MUI’s Fatwa as Non-State Economic Regulation: Maqasid al-Shari'ah and the Political Economy of Productive-Asset Zakat in Indonesia
DOI:
https://doi.org/10.64929/ilsiis.v2i1.46Keywords:
MUI Fatwa, Maqāṣid al-Sharīʿah, Political Economy of Islamic Law, Non-State Economic Regulation, Productive Asset ZakatAbstract
Contemporary zakat studies have grown considerably, yet they rarely analyze fatwas as regulatory instruments that shape economic behavior in the absence of state enforcement.
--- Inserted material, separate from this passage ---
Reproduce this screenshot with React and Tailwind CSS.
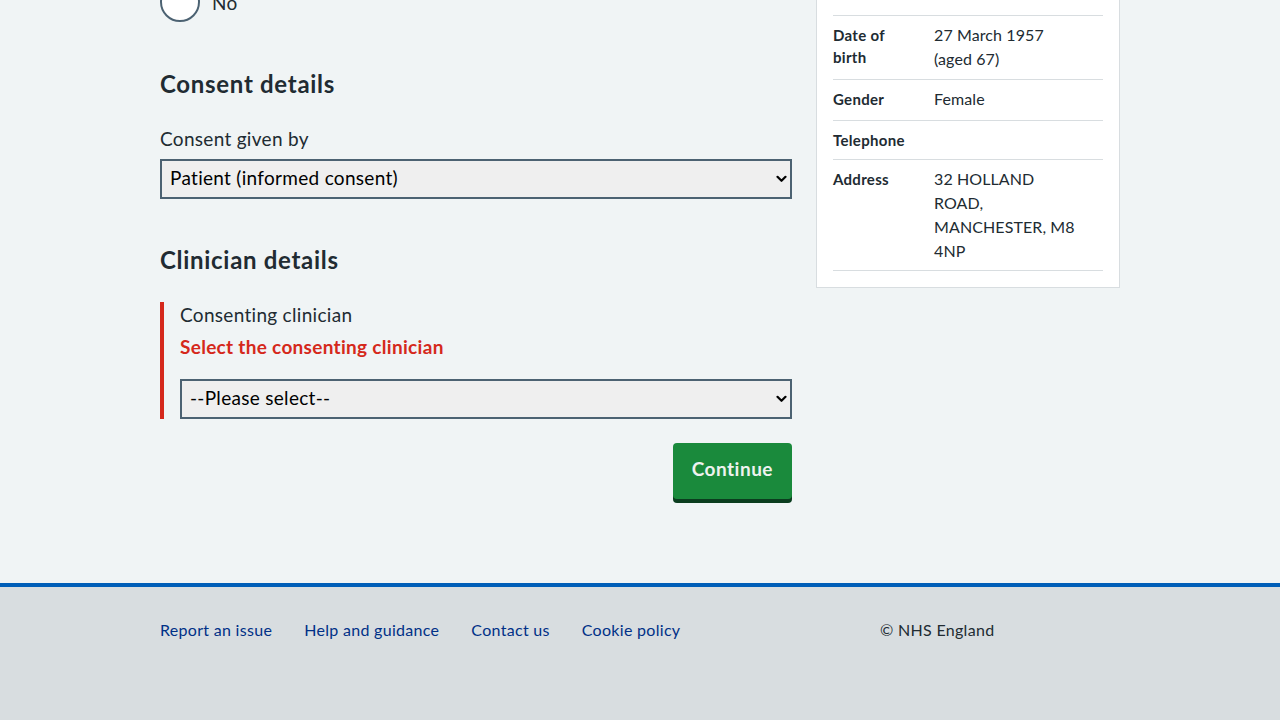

This article takes up that question through a socio-legal study of the 2024 fatwa of the Indonesian Ulama Council (Majelis Ulama Indonesia, MUI) on productive-asset zakat (al-mustaghallāt), issued under No. 05/Ijtima' Ulama/VIII/2024 at the MUI Fatwa Commission's Eighth National Ijtima'. Two questions guide the analysis: how does the fatwa's maqāṣid-based reasoning distinguish productive assets from their yields, and how does that distinction reshape middle-class asset management, MSME accounting, and national zakat governance? Drawing on qualitative content analysis of the fatwa text, classical fiqh sources, and interviews with drafting committee members, the article reports three findings. First, by anchoring the zakat obligation to income rather than to the underlying asset, the fatwa operationalizes ḥifẓ al-māl, al-namāʾ, maṣlaḥah, and tadāwul al-amwāl as a coherent economic rationale rather than as abstract objectives. Second, the ruling creates incentives for middle-class property owners and MSMEs to adopt sharīʿah-compliant income recording, which expands the administratively legible zakat base beyond traditionally captured wealth. Third, despite lacking statutory force, the fatwa produces fiscal effects comparable to state regulation through BAZNAS uptake and voluntary compliance among religiously motivated economic actors. These findings support a revised analytical framework in which non-state religious rulings are treated as active regulators within the political economy of Muslim-majority states, with direct implications for the design of complementary zakat policy, sharīʿah-based accounting standards for MSMEs, and comparative research on hybrid religious-state fiscal governance.